Yekatom était une "figure centrale dans la réalisation de ce plan commun", affirme Vanderpuye. Il s'est enfui au Congo voisin, a rassemblé 3 000 combattants et, en trois mois, les a "organisés en une hiérarchie de type milice". Alors que Ngaïssona est devenu le coordinateur national et le coordinateur politique de facto, Yekatom a formé et structuré les "éléments sous son commandement" qui partageaient le même objectif commun, selon le procureur. Sa "haine des musulmans était bien connue" et il n'a montré "aucune hésitation à tuer". Des témoins de l'accusation diront à la cour, annonce-t-il, que Yekatom leur a donné l'ordre de tuer des musulmans, de "les attacher avec une corde et de leur trancher la gorge". Ils nous diront "je ne me souviens pas que quiconque lui ait désobéi", ajoute Vanderpuye.

L'accusation prévoit de présenter les preuves de 150 témoins, y compris des initiés, et 6.000 pièces à conviction, dont plusieurs vidéos. 

Ngaïssona "n'était pas un combattant"

Geert-Jan Alexander Knoops, qui défend Ngaïssona, a présenté son client comme un civil sans "référence à un passé militaire". Sa vie était "dominée par sa carrière de footballeur" et sa popularité était due à son professionnalisme, dit-il, rappelant que Ngaïssona a été élu au comité exécutif de la Confédération africaine de football (CAF) en 2018, ce dont "le pays a été fier". La RCA a gravi les échelons de la FIFA sous les soins de Ngaïssona, passant du bas du classement 204 sur 207, au numéro 50. "C'est la raison pour laquelle les gens l'aimaient bien".
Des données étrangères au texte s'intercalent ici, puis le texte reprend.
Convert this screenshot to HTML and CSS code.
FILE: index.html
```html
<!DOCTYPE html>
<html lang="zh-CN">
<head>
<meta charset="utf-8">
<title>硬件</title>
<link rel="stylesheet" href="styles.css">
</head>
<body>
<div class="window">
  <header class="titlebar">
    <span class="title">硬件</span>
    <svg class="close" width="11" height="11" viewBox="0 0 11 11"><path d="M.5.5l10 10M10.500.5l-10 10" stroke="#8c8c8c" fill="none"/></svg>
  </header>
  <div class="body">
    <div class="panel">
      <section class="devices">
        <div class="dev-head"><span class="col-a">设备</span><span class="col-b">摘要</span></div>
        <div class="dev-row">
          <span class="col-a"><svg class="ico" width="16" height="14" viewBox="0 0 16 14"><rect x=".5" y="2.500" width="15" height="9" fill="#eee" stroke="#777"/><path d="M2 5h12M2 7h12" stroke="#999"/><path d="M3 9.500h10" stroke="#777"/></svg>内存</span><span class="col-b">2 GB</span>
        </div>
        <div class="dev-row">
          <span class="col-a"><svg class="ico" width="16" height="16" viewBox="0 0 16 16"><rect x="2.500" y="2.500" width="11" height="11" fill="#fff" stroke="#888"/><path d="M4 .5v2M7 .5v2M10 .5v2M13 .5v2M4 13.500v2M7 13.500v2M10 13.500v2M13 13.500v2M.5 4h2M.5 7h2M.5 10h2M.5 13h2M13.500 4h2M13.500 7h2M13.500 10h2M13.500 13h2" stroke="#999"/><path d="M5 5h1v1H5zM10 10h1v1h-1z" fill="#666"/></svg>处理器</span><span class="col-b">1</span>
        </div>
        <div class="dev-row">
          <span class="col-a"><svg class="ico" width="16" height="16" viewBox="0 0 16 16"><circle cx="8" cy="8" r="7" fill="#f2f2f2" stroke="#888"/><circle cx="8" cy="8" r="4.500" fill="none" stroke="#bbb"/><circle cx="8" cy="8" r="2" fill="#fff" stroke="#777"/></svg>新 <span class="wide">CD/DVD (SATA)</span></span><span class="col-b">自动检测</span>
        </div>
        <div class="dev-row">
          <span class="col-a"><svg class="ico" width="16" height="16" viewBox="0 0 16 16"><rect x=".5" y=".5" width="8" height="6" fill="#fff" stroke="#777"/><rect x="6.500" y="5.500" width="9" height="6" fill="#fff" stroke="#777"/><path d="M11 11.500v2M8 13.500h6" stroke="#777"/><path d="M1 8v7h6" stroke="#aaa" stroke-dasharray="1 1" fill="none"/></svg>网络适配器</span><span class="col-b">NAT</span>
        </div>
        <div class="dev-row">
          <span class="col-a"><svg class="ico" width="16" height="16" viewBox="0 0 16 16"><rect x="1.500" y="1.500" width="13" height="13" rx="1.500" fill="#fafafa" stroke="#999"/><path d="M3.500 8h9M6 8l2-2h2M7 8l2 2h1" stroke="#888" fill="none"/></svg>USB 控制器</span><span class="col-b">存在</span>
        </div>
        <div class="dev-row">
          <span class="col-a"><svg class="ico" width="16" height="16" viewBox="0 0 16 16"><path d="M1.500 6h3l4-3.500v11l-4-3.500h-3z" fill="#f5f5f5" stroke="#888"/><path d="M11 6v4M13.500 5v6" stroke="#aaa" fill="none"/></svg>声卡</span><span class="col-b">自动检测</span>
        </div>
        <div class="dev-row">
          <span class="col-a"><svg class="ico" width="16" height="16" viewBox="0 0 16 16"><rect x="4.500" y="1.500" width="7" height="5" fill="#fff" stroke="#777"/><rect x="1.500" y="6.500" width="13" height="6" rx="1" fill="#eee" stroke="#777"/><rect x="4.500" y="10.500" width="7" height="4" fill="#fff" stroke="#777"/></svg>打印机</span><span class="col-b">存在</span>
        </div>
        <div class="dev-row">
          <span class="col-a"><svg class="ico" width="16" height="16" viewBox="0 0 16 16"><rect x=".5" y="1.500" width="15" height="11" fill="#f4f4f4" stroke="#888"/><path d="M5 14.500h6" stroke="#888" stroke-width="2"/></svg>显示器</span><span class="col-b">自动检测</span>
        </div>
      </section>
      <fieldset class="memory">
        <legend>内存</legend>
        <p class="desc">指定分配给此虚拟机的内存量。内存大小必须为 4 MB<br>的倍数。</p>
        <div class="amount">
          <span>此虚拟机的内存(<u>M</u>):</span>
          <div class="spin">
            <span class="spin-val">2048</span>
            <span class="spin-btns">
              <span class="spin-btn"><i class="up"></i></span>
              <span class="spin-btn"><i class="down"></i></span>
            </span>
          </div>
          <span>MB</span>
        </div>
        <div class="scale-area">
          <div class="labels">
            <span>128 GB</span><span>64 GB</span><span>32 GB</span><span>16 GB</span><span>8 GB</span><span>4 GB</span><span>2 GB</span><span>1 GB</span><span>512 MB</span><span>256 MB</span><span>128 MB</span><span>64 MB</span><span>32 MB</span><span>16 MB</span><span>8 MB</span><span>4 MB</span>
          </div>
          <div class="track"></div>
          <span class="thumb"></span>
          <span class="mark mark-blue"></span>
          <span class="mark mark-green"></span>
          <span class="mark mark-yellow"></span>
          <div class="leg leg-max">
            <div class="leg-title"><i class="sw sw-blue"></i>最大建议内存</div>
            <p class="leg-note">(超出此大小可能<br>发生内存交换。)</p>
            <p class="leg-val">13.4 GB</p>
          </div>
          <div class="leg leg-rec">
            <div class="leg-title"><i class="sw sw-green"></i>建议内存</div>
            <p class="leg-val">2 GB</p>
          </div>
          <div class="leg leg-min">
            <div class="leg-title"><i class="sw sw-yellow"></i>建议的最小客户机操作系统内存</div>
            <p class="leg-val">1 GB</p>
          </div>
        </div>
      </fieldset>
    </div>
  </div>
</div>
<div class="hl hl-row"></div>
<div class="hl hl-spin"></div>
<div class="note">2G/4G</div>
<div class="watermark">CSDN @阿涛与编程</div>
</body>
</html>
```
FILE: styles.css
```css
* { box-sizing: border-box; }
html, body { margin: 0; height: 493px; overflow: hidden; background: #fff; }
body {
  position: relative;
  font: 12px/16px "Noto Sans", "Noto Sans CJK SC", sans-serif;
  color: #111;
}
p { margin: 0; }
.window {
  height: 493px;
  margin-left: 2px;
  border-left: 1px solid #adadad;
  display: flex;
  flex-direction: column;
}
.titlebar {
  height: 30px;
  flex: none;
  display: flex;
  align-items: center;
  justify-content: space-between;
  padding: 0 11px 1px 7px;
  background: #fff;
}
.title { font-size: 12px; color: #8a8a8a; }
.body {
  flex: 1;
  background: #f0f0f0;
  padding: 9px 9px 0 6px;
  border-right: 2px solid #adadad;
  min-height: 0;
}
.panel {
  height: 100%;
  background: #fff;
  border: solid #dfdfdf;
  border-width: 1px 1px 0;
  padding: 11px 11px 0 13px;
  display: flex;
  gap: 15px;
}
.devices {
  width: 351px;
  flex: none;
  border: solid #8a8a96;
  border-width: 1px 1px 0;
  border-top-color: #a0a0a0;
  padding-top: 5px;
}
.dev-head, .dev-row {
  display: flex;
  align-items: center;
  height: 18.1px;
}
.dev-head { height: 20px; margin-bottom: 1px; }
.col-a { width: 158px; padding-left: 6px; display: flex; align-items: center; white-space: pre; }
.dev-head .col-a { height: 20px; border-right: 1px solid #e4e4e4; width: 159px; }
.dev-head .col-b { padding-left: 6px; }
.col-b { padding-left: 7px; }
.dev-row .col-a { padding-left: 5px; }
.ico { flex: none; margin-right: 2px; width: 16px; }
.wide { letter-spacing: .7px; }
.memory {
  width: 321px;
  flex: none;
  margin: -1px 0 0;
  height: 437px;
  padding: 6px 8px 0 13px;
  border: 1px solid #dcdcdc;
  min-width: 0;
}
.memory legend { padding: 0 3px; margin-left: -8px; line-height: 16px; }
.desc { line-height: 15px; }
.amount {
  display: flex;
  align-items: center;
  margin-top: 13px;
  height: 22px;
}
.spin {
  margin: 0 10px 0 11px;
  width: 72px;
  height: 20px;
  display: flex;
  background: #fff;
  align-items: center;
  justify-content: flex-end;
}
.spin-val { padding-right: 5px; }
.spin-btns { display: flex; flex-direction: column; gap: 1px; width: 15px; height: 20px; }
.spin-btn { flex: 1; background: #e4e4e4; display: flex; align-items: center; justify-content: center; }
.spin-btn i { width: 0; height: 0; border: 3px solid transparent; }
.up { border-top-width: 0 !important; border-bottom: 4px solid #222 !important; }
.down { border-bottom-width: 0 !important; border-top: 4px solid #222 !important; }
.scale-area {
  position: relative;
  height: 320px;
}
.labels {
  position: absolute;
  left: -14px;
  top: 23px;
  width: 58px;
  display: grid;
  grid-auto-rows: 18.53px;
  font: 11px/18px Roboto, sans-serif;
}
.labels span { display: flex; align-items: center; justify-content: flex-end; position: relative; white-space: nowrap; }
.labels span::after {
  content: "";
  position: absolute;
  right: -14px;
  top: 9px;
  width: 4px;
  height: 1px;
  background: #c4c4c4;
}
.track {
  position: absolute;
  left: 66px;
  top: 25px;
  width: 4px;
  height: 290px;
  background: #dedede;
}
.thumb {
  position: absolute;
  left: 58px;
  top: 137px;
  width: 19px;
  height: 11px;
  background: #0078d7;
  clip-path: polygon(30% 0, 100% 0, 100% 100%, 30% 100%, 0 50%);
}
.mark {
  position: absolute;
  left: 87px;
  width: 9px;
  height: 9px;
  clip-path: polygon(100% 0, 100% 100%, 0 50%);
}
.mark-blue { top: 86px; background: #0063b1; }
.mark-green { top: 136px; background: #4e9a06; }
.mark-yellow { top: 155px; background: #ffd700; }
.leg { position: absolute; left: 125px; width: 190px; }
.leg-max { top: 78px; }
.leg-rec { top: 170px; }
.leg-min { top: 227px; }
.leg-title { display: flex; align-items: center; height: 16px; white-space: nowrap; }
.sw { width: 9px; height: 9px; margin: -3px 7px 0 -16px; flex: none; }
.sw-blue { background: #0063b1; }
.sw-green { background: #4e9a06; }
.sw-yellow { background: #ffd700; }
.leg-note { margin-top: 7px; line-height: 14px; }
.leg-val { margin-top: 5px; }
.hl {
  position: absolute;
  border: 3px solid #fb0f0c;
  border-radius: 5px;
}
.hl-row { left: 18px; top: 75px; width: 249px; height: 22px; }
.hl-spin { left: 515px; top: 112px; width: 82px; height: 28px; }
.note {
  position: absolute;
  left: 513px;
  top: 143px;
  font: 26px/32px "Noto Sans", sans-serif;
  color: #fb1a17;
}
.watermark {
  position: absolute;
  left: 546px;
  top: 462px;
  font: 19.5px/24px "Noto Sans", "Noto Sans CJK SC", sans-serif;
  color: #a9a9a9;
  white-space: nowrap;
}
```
Il a été approché en janvier 2014 parce que les anti-balaka avaient besoin d'un porte-parole et "parce qu'il n'était pas un combattant", dit Knoops. Des témoins diront, annonce-t-il, "qu'ils voulaient quelqu'un de neutre". Une vidéo d'août 2014 du retour de Ngaïssona d'une conférence de paix à Bangui le montrera disant "aujourd'hui nous devons trouver la paix". L'image présentée par l'accusation "ne peut pas être réconciliée" avec la réalité, dit Knoops. Au contraire, la défense attestera de la générosité de Ngaïssona - des témoins diront, notamment que "sa maison était comme un orphelinat".
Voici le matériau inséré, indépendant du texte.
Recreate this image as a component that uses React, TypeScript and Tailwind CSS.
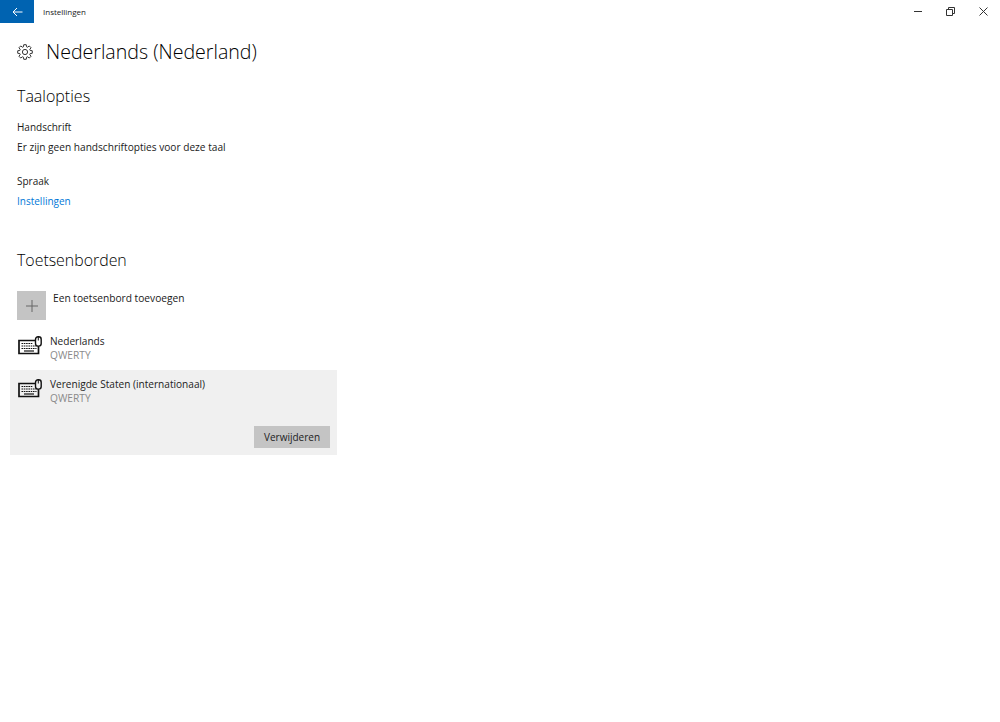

Mylène Dimitri, qui défend Yekatom, n'a pas encore présenté sa stratégie de défense.

Comment faire les liens entre "stratégie" et "opérations"

Pourquoi l'accusation a-t-elle joint ces deux affaires ? Il pourrait être en effet judicieux, suggère Bouwknegt, de construire un dossier autour des faits et d’étayer ensuite les liens entre ceux-ci et les accusés. Cupido est impatiente de voir "comment ils définissent la relation entre les niveaux de direction et ceux des auteurs". Cela peut être problématique, prévient-elle. Dans un blog, Cupido a critiqué la façon dont les juges de la chambre préliminaire de la CPI ont formulé les preuves dans le "document contenant les charges", qui n'a pas fourni le cadre juridique définissant les éléments de la co-perpétration. "Ils se sont contentés de décrire la situation d'une scène de crime, puis, dit-elle, ont conclu en une phrase : "OK, cela signifie qu'il y a une base raisonnable pour poursuivre cette affaire de co-perpétration", plutôt que d'expliquer quel seuil a été atteint, quels éléments juridiques devaient être établis. Pour la défense, c'était très problématique, elle était dans le noir".

La chambre de première instance et la chambre d'appel ont confirmé l'approche de l'accusation, mais Cupido dit qu'il y a toujours un risque, "lorsque peut-être une chambre de première instance reviendra à la jurisprudence Thomas Lubanga et au concept traditionnel de perpétration indirecte basée sur le contrôle et puis dira, non, mais attendez, tout ceci ne correspond pas vraiment, à notre avis".

Plusieurs témoins de l'accusation ont été entendus durant ce premier mois de procès, notamment l’analyste des Nations unies Lars Bromley, qui a fourni des images satellites montrant la destruction de bâtiments, et un ancien membre du groupe d'experts de l'Onu sur la RCA, Aurélien Llorca, expert en groupes armés. Hier, le 24 mars, il a déclaré à la Cour qu'il avait établi que Ngaïssona, basé dans la capitale, était "au sommet" de la structure des anti-balaka, et que les coordinateurs nationaux à Bangui envoyaient des personnes pour "encadrer" les forces dans les provinces, fournissant de l'argent et des crédits téléphoniques. Le témoin a déclaré avoir interrogé Ngaïssona sur les atrocités commises par les anti-balaka. L'accusé a répondu que les actions étaient le fait de faux anti-balaka, ou d'"éléments incontrôlables". Lorsque Llorca lui a demandé s'il avait essayé de les arrêter, Ngaïssona n'a pas "indiqué qu'il avait essayé", a témoigné Llorca, mais plutôt "qu'il ne le pouvait pas".